If so, what type of nails do I use? Do I use long nails to reach the plywood below?

Thank you for your help.


Who can help Keith? Please do leave a comment below, I’d love to hear your thoughts on this one.

That’s all for today folks.

Please do keep ’em coming because it’s jolly quiet this end. Tomb like, in fact.

And if today is the day you get started on your layout just like Dean did, the Beginner’s Guide is here.

Remember, it’s the start that stops most people.

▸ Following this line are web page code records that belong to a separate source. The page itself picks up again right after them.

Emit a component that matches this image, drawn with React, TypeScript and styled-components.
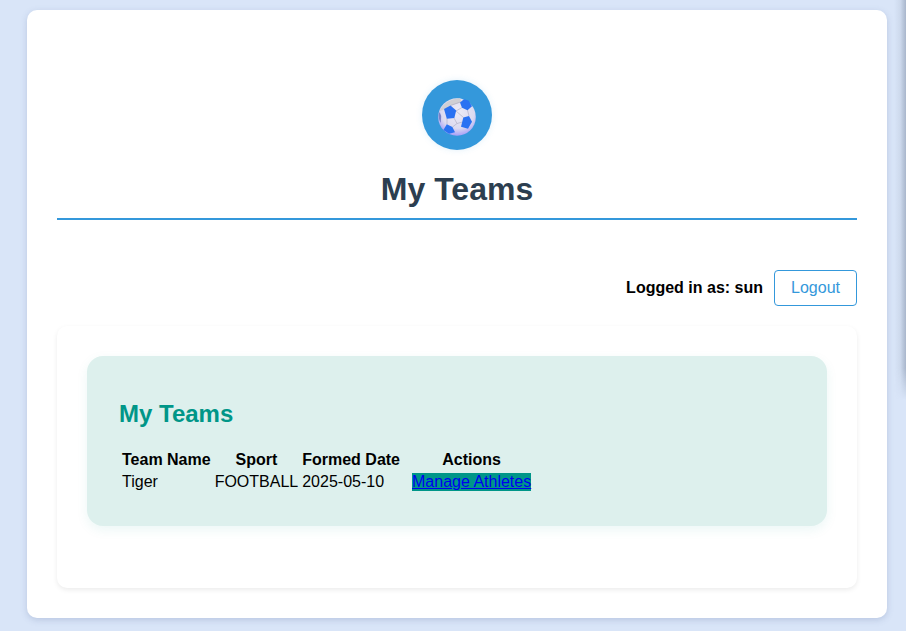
import * as React from 'react'

import styled, { createGlobalStyle } from 'styled-components'

const GlobalStyle = createGlobalStyle`
  html, body {
    margin: 0;
    padding: 0;
  }
  body {
    height: 631px;
    overflow: hidden;
    background: #d9e5f8;
    font-family: 'Liberation Sans', Arial, sans-serif;
  }
`

const SoccerBall = () => (
  <svg width='40' height='40' viewBox='0 -2 40 40' overflow='visible'>
    <defs>
      <radialGradient id='ball' cx='52%' cy='36%' r='68%'>
        <stop offset='0%' stopColor='#ecebf6' />
        <stop offset='65%' stopColor='#dcdaf0' />
        <stop offset='100%' stopColor='#9a92fa' />
      </radialGradient>
    </defs>
    <circle cx='20' cy='20' r='18.8' fill='url(#ball)' />
    <path d='M2.6 14 C6 6.5 12 2 23 1.2 L25 5 L14 8.5 L7 12.5 Z' fill='#cfcfd4' />
    <g stroke='#a9a9c0' strokeWidth='0.6' fill='none'>
      <path d='M19 14 L25 10.5 M19 14 L26.5 20.5 M17 21 L20 26.5 L25.5 25 M20 26.5 L15.5 30 M10 21.5 L10 27.5 M13.5 8.5 L23.5 5 M30.5 13 L32 19' />
    </g>
    <g fill='#2a72f2'>
      <path d='M7 12 L13.5 8.5 L19.2 13.5 L17.3 21 L9.8 21.8 Z' />
      <path d='M23 5.5 L27 2.2 L31.5 3.6 L35 9.3 L30.5 13.2 L25 10.8 Z' />
      <path d='M26.3 20.5 L32 19 L35 24.7 L31 31.8 L24 29.7 Z' />
      <path d='M9.8 27.3 L15.4 30 L18 35.2 L12 36.8 L6.4 32.9 Z' />
    </g>
    <path d='M2.6 15 L4.2 19 L3.8 26 C1.8 23 0.9 18 2.6 15 Z' fill='#7a82c8' />
  </svg>
)

export default function App() {
  return (
    <>
      <GlobalStyle />
      <Container>
        <Header>
          <Logo>
            <SoccerBall />
          </Logo>
          <PageTitle>My Teams</PageTitle>
        </Header>
        <UserBar>
          <UserName>Logged in as: sun</UserName>
          <LogoutButton>Logout</LogoutButton>
        </UserBar>
        <Card>
          <Panel>
            <PanelTitle>My Teams</PanelTitle>
            <Table>
              <thead>
                <tr>
                  <th>Team Name</th>
                  <th>Sport</th>
                  <th>Formed Date</th>
                  <th>Actions</th>
                </tr>
              </thead>
              <tbody>
                <tr>
                  <td>Tiger</td>
                  <td>FOOTBALL</td>
                  <td>2025-05-10</td>
                  <td>
                    <ActionLink href='#'>Manage Athletes</ActionLink>
                  </td>
                </tr>
              </tbody>
            </Table>
          </Panel>
        </Card>
      </Container>
      <EdgeShade />
    </>
  )
}

const Container = styled.div`
  box-sizing: border-box;
  width: 860px;
  height: 608px;
  margin: 10px 0 0 27px;
  padding: 30px;
  background: #fff;
  border-radius: 10px;
  box-shadow: 0 2px 6px rgba(90, 110, 160, 0.25);
`
const Header = styled.header`
  display: flex;
  flex-direction: column;
  align-items: center;
  padding: 40px 0 10px;
  border-bottom: 2px solid #3498db;
`
const Logo = styled.div`
  display: flex;
  align-items: center;
  justify-content: center;
  width: 70px;
  height: 70px;
  border-radius: 50%;
  background: #3498db;
  box-shadow: 0 0 6px rgba(52, 152, 219, 0.15);
`
const PageTitle = styled.h1`
  margin: 21px 0 0;
  font-size: 32px;
  line-height: 37px;
  font-weight: 700;
  color: #2c3e50;
`
const UserBar = styled.div`
  display: flex;
  align-items: center;
  justify-content: flex-end;
  gap: 11px;
  margin-top: 50px;
`
const UserName = styled.span`
  font-size: 16px;
  font-weight: 700;
  color: #000;
`
const LogoutButton = styled.button`
  box-sizing: border-box;
  width: 83px;
  height: 36px;
  padding: 0;
  font-family: inherit;
  font-size: 16px;
  color: #3498db;
  background: #fff;
  border: 1px solid #3498db;
  border-radius: 4px;
`
const Card = styled.section`
  margin-top: 20px;
  padding: 30px;
  height: 262px;
  box-sizing: border-box;
  background: #fff;
  border-radius: 10px;
  box-shadow: 0 2px 5px rgba(0, 0, 0, 0.08);
`
const Panel = styled.div`
  box-sizing: border-box;
  height: 170px;
  padding: 44px 32px 0;
  background: #ddf0ed;
  border-radius: 16px;
  box-shadow: 0 4px 12px rgba(0, 150, 136, 0.08);
`
const PanelTitle = styled.h2`
  margin: 0 0 20px;
  font-size: 24px;
  line-height: 28px;
  font-weight: 700;
  color: #009688;
`
const Table = styled.table`
  font-size: 16px;
  color: #000;

  th {
    font-weight: 700;
    padding: 1px;
  }
  td {
    padding: 1px;
  }
`
const ActionLink = styled.a`
  display: inline-block;
  margin: 0 8px;
  color: #0000ee;
  background: #009688;
`
const EdgeShade = styled.div`
  position: fixed;
  top: 0;
  right: 0;
  width: 12px;
  height: 400px;
  background: linear-gradient(
    to right,
    rgba(110, 125, 150, 0),
    rgba(110, 125, 150, 0.1) 50%,
    rgba(110, 125, 150, 0.45)
  );
  mask-image: linear-gradient(to bottom, #000 92%, transparent);
`
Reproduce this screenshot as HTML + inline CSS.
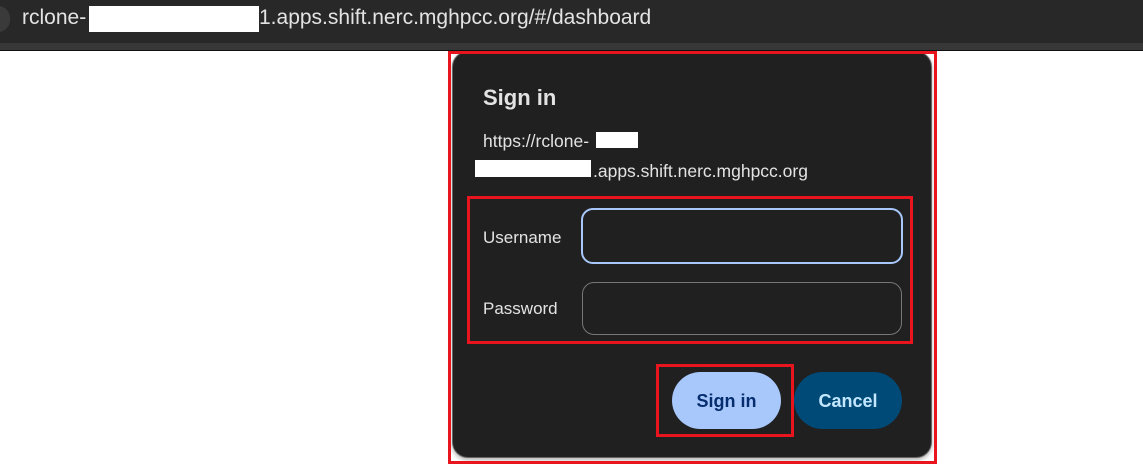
<!DOCTYPE html>
<html><head><meta charset="utf-8"><style>
*{margin:0;padding:0;box-sizing:border-box}
body{width:1143px;height:473px;background:#fff;position:relative;overflow:hidden;font-family:"Liberation Sans",sans-serif}
.a{position:absolute;white-space:nowrap}
</style></head><body>
<div class="a" style="left:0;top:0;width:1143px;height:43px;background:#282828"></div>
<div class="a" style="left:0;top:43px;width:1143px;height:8px;background:#373737"></div>
<div class="a" style="left:0;top:50px;width:1143px;height:1px;background:#111"></div>
<div class="a" style="left:-14px;top:6px;width:24px;height:26px;border-radius:13px;background:#3a3a3a"></div>
<div class="a" style="left:22px;top:6px;font-size:21px;color:#e3e3e3">rclone-</div>
<div class="a" style="left:259px;top:6px;font-size:21px;color:#e3e3e3">1.apps.shift.nerc.mghpcc.org/#/dashboard</div>
<div class="a" style="left:89px;top:6px;width:170px;height:26px;background:#fff"></div>

<div class="a" style="left:452px;top:51px;width:480px;height:407px;background:#202020;border:1px solid #666;border-radius:16px;box-shadow:0 2px 4px rgba(0,0,0,.3)"></div>
<div class="a" style="left:448px;top:51px;width:489px;height:413px;border:3px solid #e8141e"></div>

<div class="a" style="left:483px;top:85px;font-size:22px;font-weight:bold;color:#e3e3e3">Sign in</div>
<div class="a" style="left:483px;top:131px;font-size:17.5px;color:#e3e3e3">https://rclone-</div>
<div class="a" style="left:596px;top:132px;width:42px;height:16px;background:#fff"></div>
<div class="a" style="left:475px;top:160px;width:116px;height:17px;background:#fff"></div>
<div class="a" style="left:593px;top:161px;font-size:17.5px;color:#e3e3e3">.apps.shift.nerc.mghpcc.org</div>

<div class="a" style="left:467px;top:196px;width:446px;height:148px;border:3px solid #e8141e"></div>
<div class="a" style="left:483px;top:228px;font-size:17px;color:#e3e3e3">Username</div>
<div class="a" style="left:581px;top:208px;width:322px;height:56px;border:2px solid #a8c7fa;border-radius:12px"></div>
<div class="a" style="left:483px;top:299px;font-size:17px;color:#e3e3e3">Password</div>
<div class="a" style="left:582px;top:282px;width:320px;height:53px;border:1px solid #777;border-radius:12px"></div>

<div class="a" style="left:656px;top:364px;width:138px;height:73px;border:3px solid #e8141e"></div>
<div class="a" style="left:672px;top:372px;width:109px;height:57px;background:#a8c7fa;border-radius:29px;color:#062e6f;font-size:18px;font-weight:bold;text-align:center;line-height:58px">Sign in</div>
<div class="a" style="left:794px;top:372px;width:108px;height:57px;background:#004a77;border-radius:29px;color:#c2e7ff;font-size:18px;font-weight:bold;text-align:center;line-height:58px">Cancel</div>
</body></html>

PS Latest ebay cheat sheet is here.

10 Responses to Union Pacific N scale

  1. David Howarth says:

    Nice layout you have there Dean

  2. Colin Edinburgh says:

    Hi Dean. Your layout is progressing nicely. A couple of items
    In your video. When switching to the outside track the 2nd white boxcar appeared to jump the track. As all others appeared to pass over without any problem.maybe worth just checking out the wheels, spacing etc of the car. Also, it appears in you’re video that the train is struggling to climb the slope up to the upper level. It does look like quite a sharp climb. Maybe something you could look at. Keep up the good work

  3. David Caldwell says:

    We were all “Beginners” or “Rookies” at some point as well. Glad to hear that you are starting a train hobby, for it will bring many Joy’s. I delved with trains as a boy for several years and then, like others, they got put up or lost over the years. I started back and doing my bench work just this past December. And just like you, I have many questions… we all do. Have ya ever heard of YouTube? YouTube will be your best friend!!! This is a conglomeration of All kinds of videos, but you can search for Anything….seriously!!!! Just type in your question and YouTube will bring up all the videos related to your question. The cool thing about YouTube is that you will get a chance to see things done in all kinds of different ways. So you can compare ways of doing thing and choose the way you want to work on your layout. Soon, I will be sending pics to AL so he can share them with all that are subscribed to this forum. And all these guys here can give great advice. However, YouTube is much quicker with its responses. Most, if not everyone here, has spent countless hours in YouTube, getting answers to their questions.
    Hope this help, Keith. And good luck !!!!


    ps….I would also recommend Al’s Beginners Guide. It is an awesome detailed book to read and goes through everything you need to know about getting started.

  4. Stephen Hill says:

    Dean , wonderful posts of your progress , great job . I’ve just completed an HO display and my wife and I are beginning an N scale display next . Thank you for insight and tips , it appears that N scale is more tricky and tedious to work with than HO so having your videos and posts will be very valuable guide… thank you .

    Great display , awesome detail and craftsmanship.

  5. Rob McCrain says:

    Dean, Nice layout. It is a good size for n scale. You have room for a few industries it would appear but it is not overwhelmingly big and awkward to have around. You’ll no doubt have good fun adding scenery to it.
    Rob McCrain – Farland Howe

  6. John Frye says:

    I second Dave’s suggestions, especially Al’s Beginners Book. I iuse the cork roadbed which I adhere to my plywood base with “dots”of hot glue every 6” or so. I have a center-line and put one complete side of the roadbed down on the line, then the other side. After painting the roadbed to look like ballast, I simply use standard Atlas track nails to hold the track, they get into the wood maybe 3/16th of an inch at most. I find having nails that deep allows them to easily be pulled if an adjustment is needed. I also have a little “thumb drill” or pin vise to add extra holes/nails in areas where the flex-track seems to want to go back to straight.
    John from Baltimore

  7. Earl Cory says:

    I glue all my cork roadbed down. Let it dry, then glue my track to the cork. I use Copy Dex for the glue. The problem is that it is expensive in the US, cheap in the UK. (I picked up a couple of bottles when I was over there.) I only glue track and not turnouts. That makes it easier to replace bad components or make modifications. Using track nails can cause problems. They are placed in the center of the track, if pounded in too tight, easy to do, the distort the gauge by pulling in the rails.

  8. william j palmer says:


  9. Keith Aleo says:

    Thanks Earl and John on the suggestions! Helpful knowing that I’m going into the plywood underneath. I have looked on youtube for answers to some of my questions and the challenge with it is there is SO MUCH information it’s almost too much and confusing as everyone is doing things differently. I guess the solution is, choose one way and go for it! That’s my plan. Benchwork is in progress. It’s a small layout as I’m just staring, but after I get through it, I’m hoping to expand and build on the small one. Thanks again.

  10. richard rudolph says:

    I always use my largest locomotive and cars (in this case long passenger cars) for a clearance test on all track. This works well. Except….. when I reached the point of being in the mountain in order to save space and not thinking used a smaller radius track and not testing. NOT a good idea.